4. Ignoring recent discoveries, such as radiometric dating, that undermined their assumptions

Kulp's conclusion was that a Christian was faced with two choices. Either: (1) the earth was created millions of years ago; or (2) God has apparently deceived humanity in providing data which does not support a 6,000- to 10,000-year-old Earth. He viewed "flood geology" as offering no third choice, that it was unscientific, ludicrous, and "has done and will do considerable harm to the strong propagation of the gospel among educated people". He also accused George McCready Price of ignorance and deception, including misrepresentation of geological data when defending flood geology. The paper failed to evoke the fireworks that Kulp and ASA president F. Alton Everest expected it to generate. In the opinion of at least one of the attendees at the annual convention where Monsma's and Kulp's papers were first presented, Monsma had lost the debate to Kulp, and Kulp was appointed that year to the executive council seat that Monsma had vacated. Kulp's influence was largely responsible for isolating flood geologists within the ASA, and Deluge Geology caused them considerable discomfort for years to come.

During the editorship of David O. Moberg (1962–1964), the ASA journal had a heavy emphasis on the creation–evolution controversy, with the subject being mentioned in the majority of issues, and the September 1963 issue being almost entirely devoted to it.

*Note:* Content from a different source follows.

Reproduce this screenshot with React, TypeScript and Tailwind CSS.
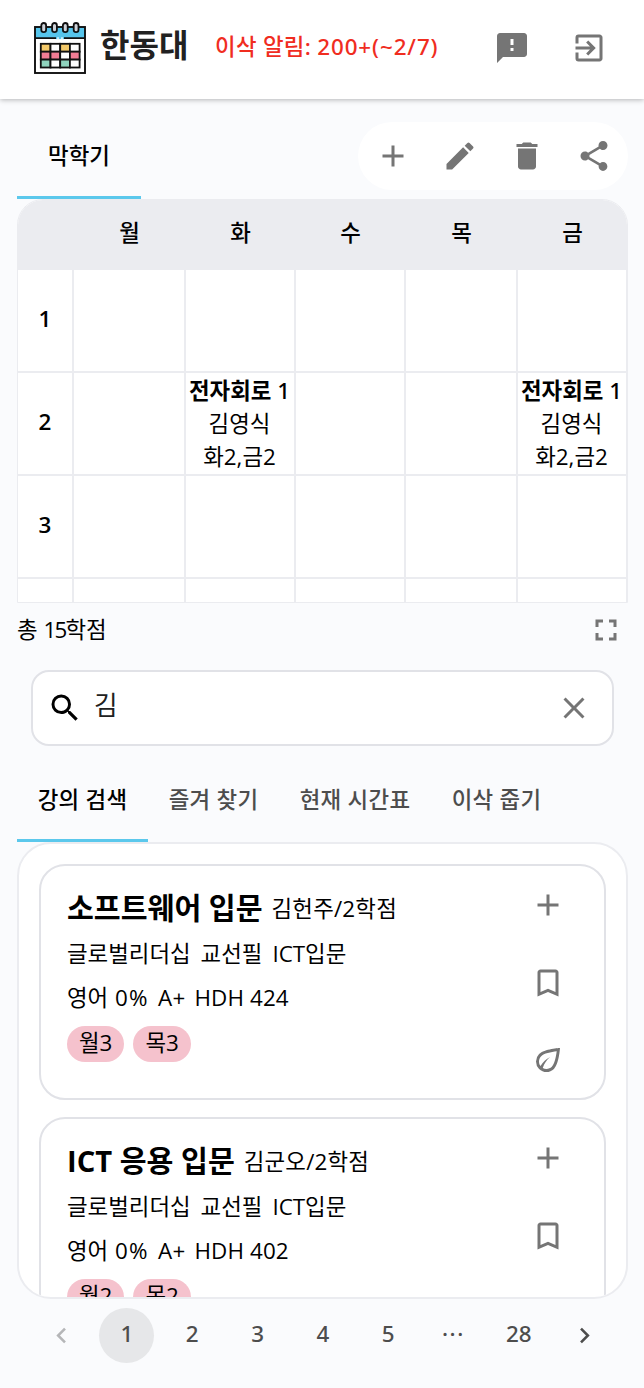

In 1964, JASA featured a pair of hostile reviews of John C. Whitcomb's and Henry M. Morris's The Genesis Flood (introduced by book-review editor Walter R. Hearn, who stated that they had been "edited extensively ... to tone them down a bit"), and in 1969 published a highly critical commentary by J. R. van der Fliert, a Dutch Reformed geologist at the Free University of Amsterdam, who called Whitcomb and Morris "pseudo-scientific" pretenders. "To ensure that no readers missed his point," the journal "ran boldfaced sidebars by evangelical geologists applauding van de Fliert's bare-knuckled approach."

In the 1970s, Richard H. Bube defended the viewpoint of theistic evolution in the journal.